Would you transcribe the whole listing exactly, minus its pictures?

■ ■ ■ ■ ■

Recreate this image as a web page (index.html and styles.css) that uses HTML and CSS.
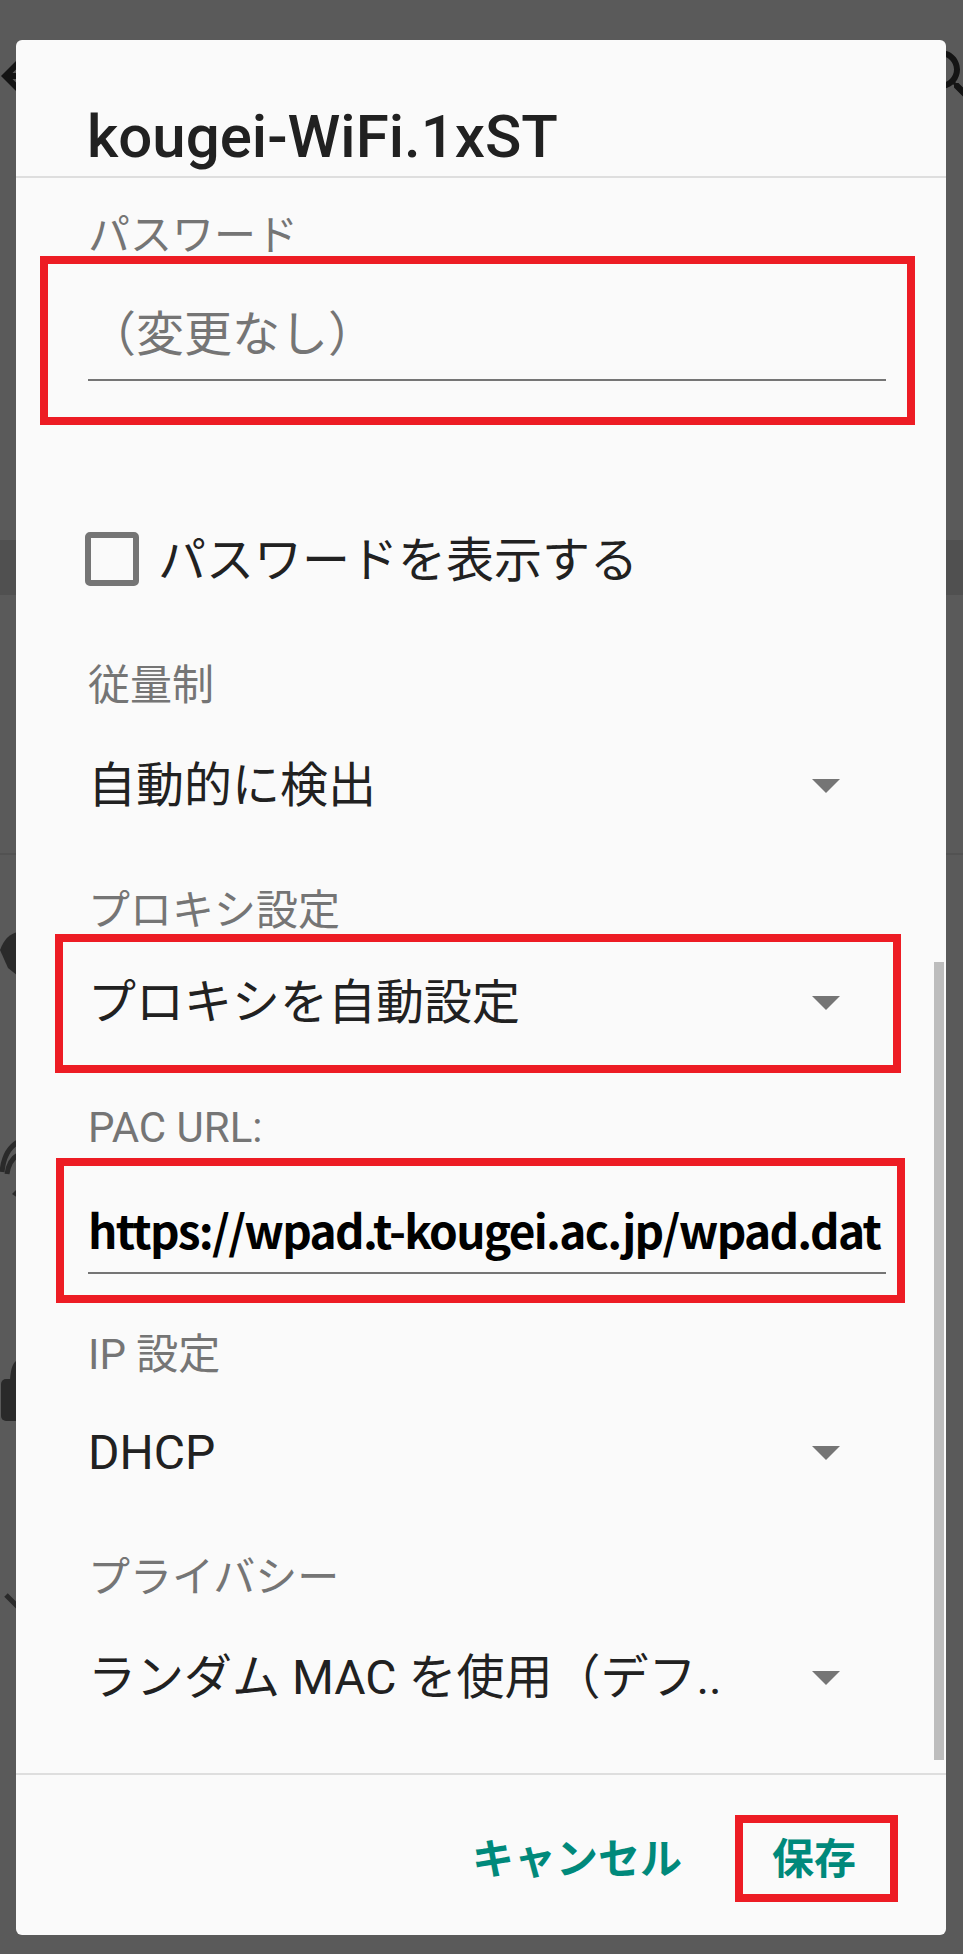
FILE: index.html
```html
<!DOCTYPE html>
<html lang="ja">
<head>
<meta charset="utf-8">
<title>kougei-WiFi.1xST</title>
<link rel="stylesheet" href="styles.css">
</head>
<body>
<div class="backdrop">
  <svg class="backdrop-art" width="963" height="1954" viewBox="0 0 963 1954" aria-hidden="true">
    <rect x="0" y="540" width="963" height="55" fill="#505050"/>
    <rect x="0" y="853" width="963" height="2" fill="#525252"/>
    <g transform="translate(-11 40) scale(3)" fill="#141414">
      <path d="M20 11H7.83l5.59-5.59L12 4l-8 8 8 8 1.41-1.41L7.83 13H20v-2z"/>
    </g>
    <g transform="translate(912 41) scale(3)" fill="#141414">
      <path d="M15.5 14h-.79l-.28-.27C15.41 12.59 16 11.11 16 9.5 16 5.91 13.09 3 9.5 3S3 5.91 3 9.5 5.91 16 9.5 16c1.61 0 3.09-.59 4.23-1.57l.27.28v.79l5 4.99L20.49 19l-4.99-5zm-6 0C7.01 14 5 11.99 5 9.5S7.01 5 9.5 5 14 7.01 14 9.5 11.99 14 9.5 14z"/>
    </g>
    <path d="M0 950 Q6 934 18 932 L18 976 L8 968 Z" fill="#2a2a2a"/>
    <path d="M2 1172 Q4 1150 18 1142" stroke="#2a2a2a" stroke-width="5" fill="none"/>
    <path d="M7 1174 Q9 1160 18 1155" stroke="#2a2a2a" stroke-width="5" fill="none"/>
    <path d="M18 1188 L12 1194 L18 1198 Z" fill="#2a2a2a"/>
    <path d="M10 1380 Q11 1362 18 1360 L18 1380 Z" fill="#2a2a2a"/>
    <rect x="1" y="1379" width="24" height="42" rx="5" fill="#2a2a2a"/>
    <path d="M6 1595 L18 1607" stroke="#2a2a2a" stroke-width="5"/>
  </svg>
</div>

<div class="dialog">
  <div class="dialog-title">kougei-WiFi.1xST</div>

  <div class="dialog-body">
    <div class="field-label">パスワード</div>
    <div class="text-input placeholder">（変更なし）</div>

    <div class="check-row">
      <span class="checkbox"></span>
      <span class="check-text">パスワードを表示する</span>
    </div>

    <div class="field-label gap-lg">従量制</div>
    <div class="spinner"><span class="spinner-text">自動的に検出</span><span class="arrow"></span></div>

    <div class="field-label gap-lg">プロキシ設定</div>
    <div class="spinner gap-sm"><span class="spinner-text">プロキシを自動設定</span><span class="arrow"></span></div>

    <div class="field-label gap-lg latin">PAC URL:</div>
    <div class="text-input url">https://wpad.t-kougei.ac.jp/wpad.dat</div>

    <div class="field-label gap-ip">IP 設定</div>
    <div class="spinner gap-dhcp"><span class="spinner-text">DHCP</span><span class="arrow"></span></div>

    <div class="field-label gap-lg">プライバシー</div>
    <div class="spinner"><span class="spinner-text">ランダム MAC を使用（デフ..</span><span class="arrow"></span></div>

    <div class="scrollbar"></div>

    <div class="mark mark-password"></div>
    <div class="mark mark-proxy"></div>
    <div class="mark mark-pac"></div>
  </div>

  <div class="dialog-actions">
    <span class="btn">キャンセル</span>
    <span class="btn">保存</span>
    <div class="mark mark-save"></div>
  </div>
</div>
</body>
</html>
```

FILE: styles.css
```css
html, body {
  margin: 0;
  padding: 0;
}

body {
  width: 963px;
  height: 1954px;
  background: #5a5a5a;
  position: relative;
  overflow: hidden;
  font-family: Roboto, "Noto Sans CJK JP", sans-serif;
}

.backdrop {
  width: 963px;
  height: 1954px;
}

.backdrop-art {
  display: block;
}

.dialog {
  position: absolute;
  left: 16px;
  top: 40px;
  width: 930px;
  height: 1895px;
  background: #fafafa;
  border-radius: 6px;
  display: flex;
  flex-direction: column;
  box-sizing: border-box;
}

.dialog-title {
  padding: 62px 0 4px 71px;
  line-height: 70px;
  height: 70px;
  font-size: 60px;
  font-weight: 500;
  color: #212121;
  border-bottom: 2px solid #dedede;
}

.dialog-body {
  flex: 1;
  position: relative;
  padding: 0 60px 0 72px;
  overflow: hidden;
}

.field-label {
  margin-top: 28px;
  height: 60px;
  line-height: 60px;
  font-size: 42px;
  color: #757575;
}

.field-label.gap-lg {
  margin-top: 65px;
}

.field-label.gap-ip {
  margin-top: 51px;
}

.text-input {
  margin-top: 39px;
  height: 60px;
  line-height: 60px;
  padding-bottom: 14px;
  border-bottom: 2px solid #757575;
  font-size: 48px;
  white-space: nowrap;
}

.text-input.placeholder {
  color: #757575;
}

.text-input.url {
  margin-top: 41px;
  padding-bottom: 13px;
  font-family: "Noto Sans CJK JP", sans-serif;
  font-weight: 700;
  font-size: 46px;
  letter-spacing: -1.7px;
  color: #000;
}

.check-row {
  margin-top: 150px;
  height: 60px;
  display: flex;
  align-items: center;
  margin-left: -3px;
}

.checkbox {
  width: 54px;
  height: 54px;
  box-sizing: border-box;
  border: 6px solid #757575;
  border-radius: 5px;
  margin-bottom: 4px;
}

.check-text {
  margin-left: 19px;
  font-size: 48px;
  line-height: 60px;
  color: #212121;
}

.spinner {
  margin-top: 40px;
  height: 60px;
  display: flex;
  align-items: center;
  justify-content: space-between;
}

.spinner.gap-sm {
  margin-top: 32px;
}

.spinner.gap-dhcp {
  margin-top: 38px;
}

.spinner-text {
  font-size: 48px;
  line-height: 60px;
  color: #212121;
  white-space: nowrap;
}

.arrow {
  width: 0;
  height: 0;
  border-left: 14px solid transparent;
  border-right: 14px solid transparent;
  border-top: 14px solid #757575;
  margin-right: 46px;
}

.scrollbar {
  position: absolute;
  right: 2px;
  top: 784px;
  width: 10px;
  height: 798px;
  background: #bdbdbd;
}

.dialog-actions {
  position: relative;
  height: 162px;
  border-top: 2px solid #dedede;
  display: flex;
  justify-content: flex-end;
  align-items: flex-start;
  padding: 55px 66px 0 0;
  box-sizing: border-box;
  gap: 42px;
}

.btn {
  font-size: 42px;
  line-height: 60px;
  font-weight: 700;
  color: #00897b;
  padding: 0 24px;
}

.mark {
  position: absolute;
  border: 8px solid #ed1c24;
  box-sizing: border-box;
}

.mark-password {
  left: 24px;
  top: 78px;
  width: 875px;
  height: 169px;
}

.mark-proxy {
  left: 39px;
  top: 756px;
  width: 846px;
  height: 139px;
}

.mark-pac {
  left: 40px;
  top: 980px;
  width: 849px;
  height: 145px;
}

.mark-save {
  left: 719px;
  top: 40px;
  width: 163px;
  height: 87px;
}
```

■ ■ ■ ■ ■

● **WRITTEN REPLY**
Recreate this image as a web page (index.html and styles.css) that uses HTML and CSS.
FILE: index.html
```html
<!DOCTYPE html>
<html lang="ja">
<head>
<meta charset="utf-8">
<title>kougei-WiFi.1xST</title>
<link rel="stylesheet" href="styles.css">
</head>
<body>
<div class="backdrop">
  <svg class="backdrop-art" width="963" height="1954" viewBox="0 0 963 1954" aria-hidden="true">
    <rect x="0" y="540" width="963" height="55" fill="#505050"/>
    <rect x="0" y="853" width="963" height="2" fill="#525252"/>
    <g transform="translate(-11 40) scale(3)" fill="#141414">
      <path d="M20 11H7.83l5.59-5.59L12 4l-8 8 8 8 1.41-1.41L7.83 13H20v-2z"/>
    </g>
    <g transform="translate(912 41) scale(3)" fill="#141414">
      <path d="M15.5 14h-.79l-.28-.27C15.41 12.59 16 11.11 16 9.5 16 5.91 13.09 3 9.5 3S3 5.91 3 9.5 5.91 16 9.5 16c1.61 0 3.09-.59 4.23-1.57l.27.28v.79l5 4.99L20.49 19l-4.99-5zm-6 0C7.01 14 5 11.99 5 9.5S7.01 5 9.5 5 14 7.01 14 9.5 11.99 14 9.5 14z"/>
    </g>
    <path d="M0 950 Q6 934 18 932 L18 976 L8 968 Z" fill="#2a2a2a"/>
    <path d="M2 1172 Q4 1150 18 1142" stroke="#2a2a2a" stroke-width="5" fill="none"/>
    <path d="M7 1174 Q9 1160 18 1155" stroke="#2a2a2a" stroke-width="5" fill="none"/>
    <path d="M18 1188 L12 1194 L18 1198 Z" fill="#2a2a2a"/>
    <path d="M10 1380 Q11 1362 18 1360 L18 1380 Z" fill="#2a2a2a"/>
    <rect x="1" y="1379" width="24" height="42" rx="5" fill="#2a2a2a"/>
    <path d="M6 1595 L18 1607" stroke="#2a2a2a" stroke-width="5"/>
  </svg>
</div>

<div class="dialog">
  <div class="dialog-title">kougei-WiFi.1xST</div>

  <div class="dialog-body">
    <div class="field-label">パスワード</div>
    <div class="text-input placeholder">（変更なし）</div>

    <div class="check-row">
      <span class="checkbox"></span>
      <span class="check-text">パスワードを表示する</span>
    </div>

    <div class="field-label gap-lg">従量制</div>
    <div class="spinner"><span class="spinner-text">自動的に検出</span><span class="arrow"></span></div>

    <div class="field-label gap-lg">プロキシ設定</div>
    <div class="spinner gap-sm"><span class="spinner-text">プロキシを自動設定</span><span class="arrow"></span></div>

    <div class="field-label gap-lg latin">PAC URL:</div>
    <div class="text-input url">https://wpad.t-kougei.ac.jp/wpad.dat</div>

    <div class="field-label gap-ip">IP 設定</div>
    <div class="spinner gap-dhcp"><span class="spinner-text">DHCP</span><span class="arrow"></span></div>

    <div class="field-label gap-lg">プライバシー</div>
    <div class="spinner"><span class="spinner-text">ランダム MAC を使用（デフ..</span><span class="arrow"></span></div>

    <div class="scrollbar"></div>

    <div class="mark mark-password"></div>
    <div class="mark mark-proxy"></div>
    <div class="mark mark-pac"></div>
  </div>

  <div class="dialog-actions">
    <span class="btn">キャンセル</span>
    <span class="btn">保存</span>
    <div class="mark mark-save"></div>
  </div>
</div>
</body>
</html>
```

FILE: styles.css
```css
html, body {
  margin: 0;
  padding: 0;
}

body {
  width: 963px;
  height: 1954px;
  background: #5a5a5a;
  position: relative;
  overflow: hidden;
  font-family: Roboto, "Noto Sans CJK JP", sans-serif;
}

.backdrop {
  width: 963px;
  height: 1954px;
}

.backdrop-art {
  display: block;
}

.dialog {
  position: absolute;
  left: 16px;
  top: 40px;
  width: 930px;
  height: 1895px;
  background: #fafafa;
  border-radius: 6px;
  display: flex;
  flex-direction: column;
  box-sizing: border-box;
}

.dialog-title {
  padding: 62px 0 4px 71px;
  line-height: 70px;
  height: 70px;
  font-size: 60px;
  font-weight: 500;
  color: #212121;
  border-bottom: 2px solid #dedede;
}

.dialog-body {
  flex: 1;
  position: relative;
  padding: 0 60px 0 72px;
  overflow: hidden;
}

.field-label {
  margin-top: 28px;
  height: 60px;
  line-height: 60px;
  font-size: 42px;
  color: #757575;
}

.field-label.gap-lg {
  margin-top: 65px;
}

.field-label.gap-ip {
  margin-top: 51px;
}

.text-input {
  margin-top: 39px;
  height: 60px;
  line-height: 60px;
  padding-bottom: 14px;
  border-bottom: 2px solid #757575;
  font-size: 48px;
  white-space: nowrap;
}

.text-input.placeholder {
  color: #757575;
}

.text-input.url {
  margin-top: 41px;
  padding-bottom: 13px;
  font-family: "Noto Sans CJK JP", sans-serif;
  font-weight: 700;
  font-size: 46px;
  letter-spacing: -1.7px;
  color: #000;
}

.check-row {
  margin-top: 150px;
  height: 60px;
  display: flex;
  align-items: center;
  margin-left: -3px;
}

.checkbox {
  width: 54px;
  height: 54px;
  box-sizing: border-box;
  border: 6px solid #757575;
  border-radius: 5px;
  margin-bottom: 4px;
}

.check-text {
  margin-left: 19px;
  font-size: 48px;
  line-height: 60px;
  color: #212121;
}

.spinner {
  margin-top: 40px;
  height: 60px;
  display: flex;
  align-items: center;
  justify-content: space-between;
}

.spinner.gap-sm {
  margin-top: 32px;
}

.spinner.gap-dhcp {
  margin-top: 38px;
}

.spinner-text {
  font-size: 48px;
  line-height: 60px;
  color: #212121;
  white-space: nowrap;
}

.arrow {
  width: 0;
  height: 0;
  border-left: 14px solid transparent;
  border-right: 14px solid transparent;
  border-top: 14px solid #757575;
  margin-right: 46px;
}

.scrollbar {
  position: absolute;
  right: 2px;
  top: 784px;
  width: 10px;
  height: 798px;
  background: #bdbdbd;
}

.dialog-actions {
  position: relative;
  height: 162px;
  border-top: 2px solid #dedede;
  display: flex;
  justify-content: flex-end;
  align-items: flex-start;
  padding: 55px 66px 0 0;
  box-sizing: border-box;
  gap: 42px;
}

.btn {
  font-size: 42px;
  line-height: 60px;
  font-weight: 700;
  color: #00897b;
  padding: 0 24px;
}

.mark {
  position: absolute;
  border: 8px solid #ed1c24;
  box-sizing: border-box;
}

.mark-password {
  left: 24px;
  top: 78px;
  width: 875px;
  height: 169px;
}

.mark-proxy {
  left: 39px;
  top: 756px;
  width: 846px;
  height: 139px;
}

.mark-pac {
  left: 40px;
  top: 980px;
  width: 849px;
  height: 145px;
}

.mark-save {
  left: 719px;
  top: 40px;
  width: 163px;
  height: 87px;
}
```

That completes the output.